«Nous votons stratégiquement quand nous estimons que notre premier choix n’a aucune chance de l’emporter dans la circonscription, explique le candidat au doctorat en science politique à l’UdeM et membre de la chaire de recherche du Canada en études électorales Jean-François Daoust. Dans ce cas, nous votons pour notre deuxième choix, celui ayant le plus de chances de bloquer le candidat que nous choisirions en dernier. »
Pour comprendre le sujet, voici un exemple fictif. Quatre partis sont en lice au Canada : le Parti prune, le Parti cerise, le Parti pêche et le Parti kiwi. Le premier et dernier choix d’un électeur X pourraient être, par exemple, le Parti kiwi et le Parti prune, respectivement. Si l’électeur juge que le candidat du premier parti (kiwi) a une chance de l’emporter, il votera normalement pour lui. Sinon, il risque de voter stratégiquement (cerise ou pêche).
« Pour qu’un électeur soit concerné par le vote stratégique, il faut que son premier choix n’ait pas de chance de l’emporter, mais également que la course entre les deux principaux candidats soit serrée », précise Jean-François. Admettons que le candidat du Parti kiwi n’est pas vraiment dans la course dans la circonscription de l’électeur X. Ce dernier votera alors pour le candidat ayant une chance de battre celui du Parti prune, si la course est serrée.

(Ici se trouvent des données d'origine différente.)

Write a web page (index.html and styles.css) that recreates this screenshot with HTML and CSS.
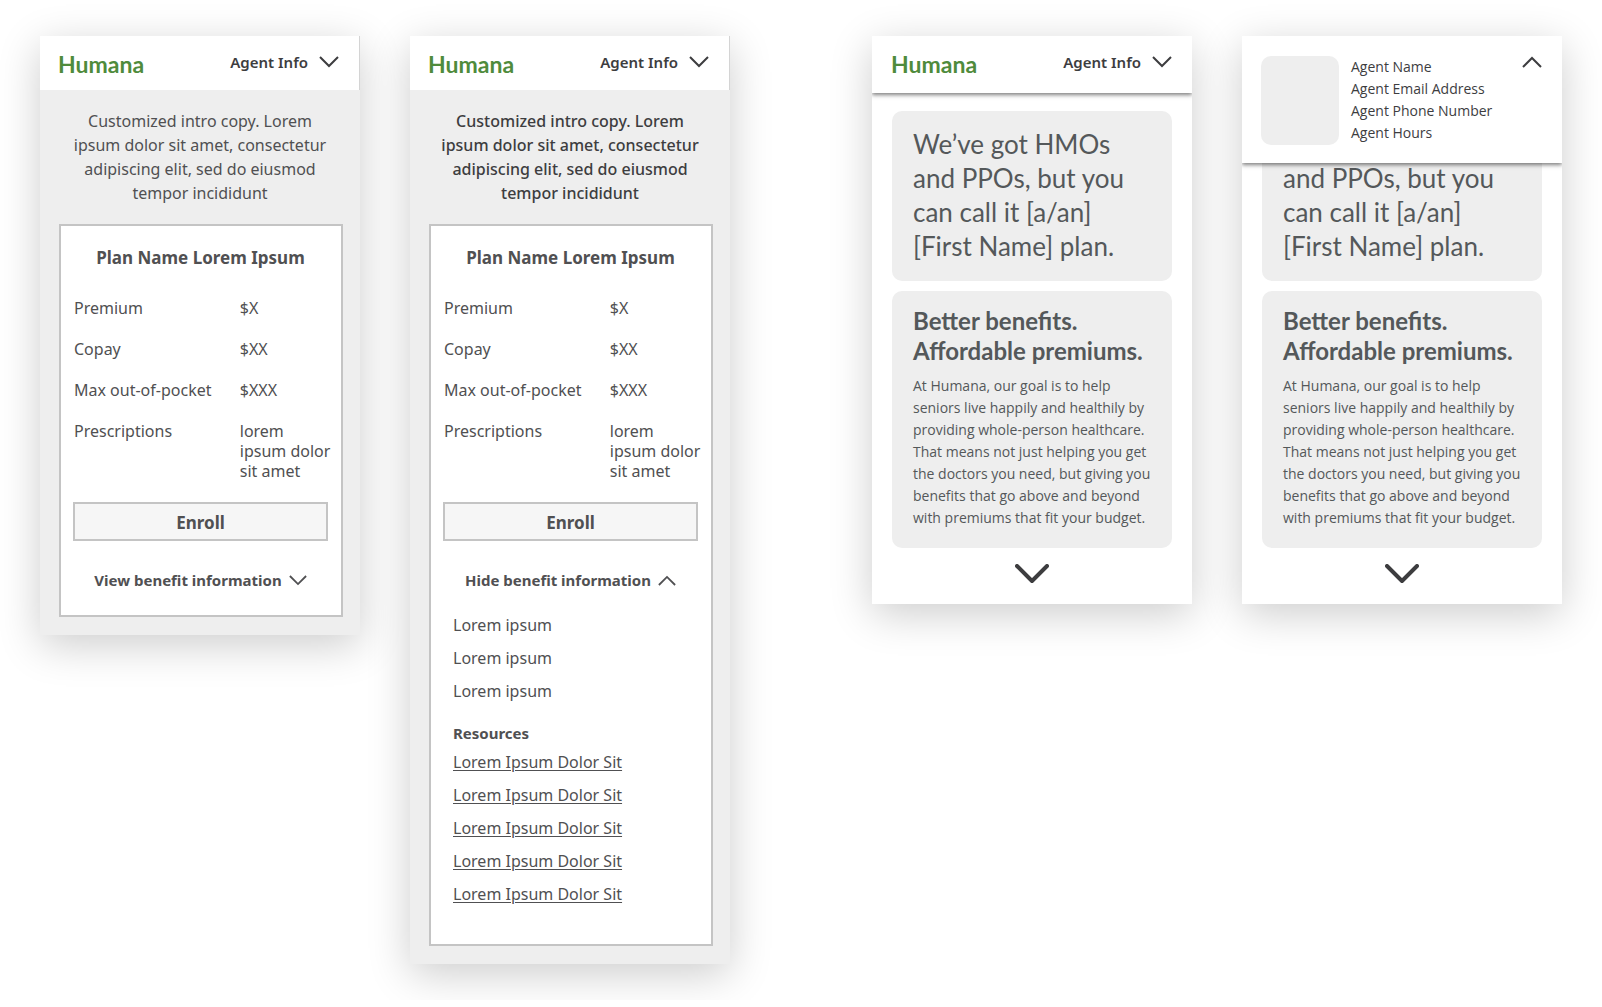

« Le vote stratégique, c’est mettre de côté ses idéaux personnels et voter pour permettre l’élection d’un gouvernement “moins pire” qu’un autre », constate l’étudiant au baccalauréat en science politique et économie à l’UdeM Antoine Thibault-Lepage.
Un phénomène marginal
Telle est la théorie derrière le vote stratégique. En pratique, le phénomène reste pourtant secondaire : 8,4 % des électeurs ont choisi de voter stratégiquement aux dernières élections provinciales selon les données de Jean-François*, même parmi les étudiants. « Je n’ai jamais voté de façon stratégique, indique l’étudiant au baccalauréat en relations industrielles Pierre-Jean Pomerleau. Toutefois, je considère l’option plus pertinente dans le cadre de cette élection, car c’est la première fois qu’on a une vraie course à trois au niveau fédéral. » D’un scrutin à l’autre, la proportion d’électeurs choisissant le vote stratégique ne fluctuerait pas significativement non plus.
« Confrontés à un enjeu polarisant, les électeurs votent souvent stratégiquement pour se positionner, note M. Daoust. C’était le cas lors de l’élection fédérale de 1988 sur l’Accord de libre-échange Canada-États-Unis (ALE) et ça pourrait l’être lors de celle-ci, avec le niqab », poursuit-il.
La recherche sur le vote stratégique à une élection provinciale de Jean-François est la première du genre au Canada. Selon lui, il s’agit pourtant d’un cas intéressant, car le Québec est la seule province avec une vraie « dynamique partisane double (fédéraliste/souverainiste et gauche/droite) ».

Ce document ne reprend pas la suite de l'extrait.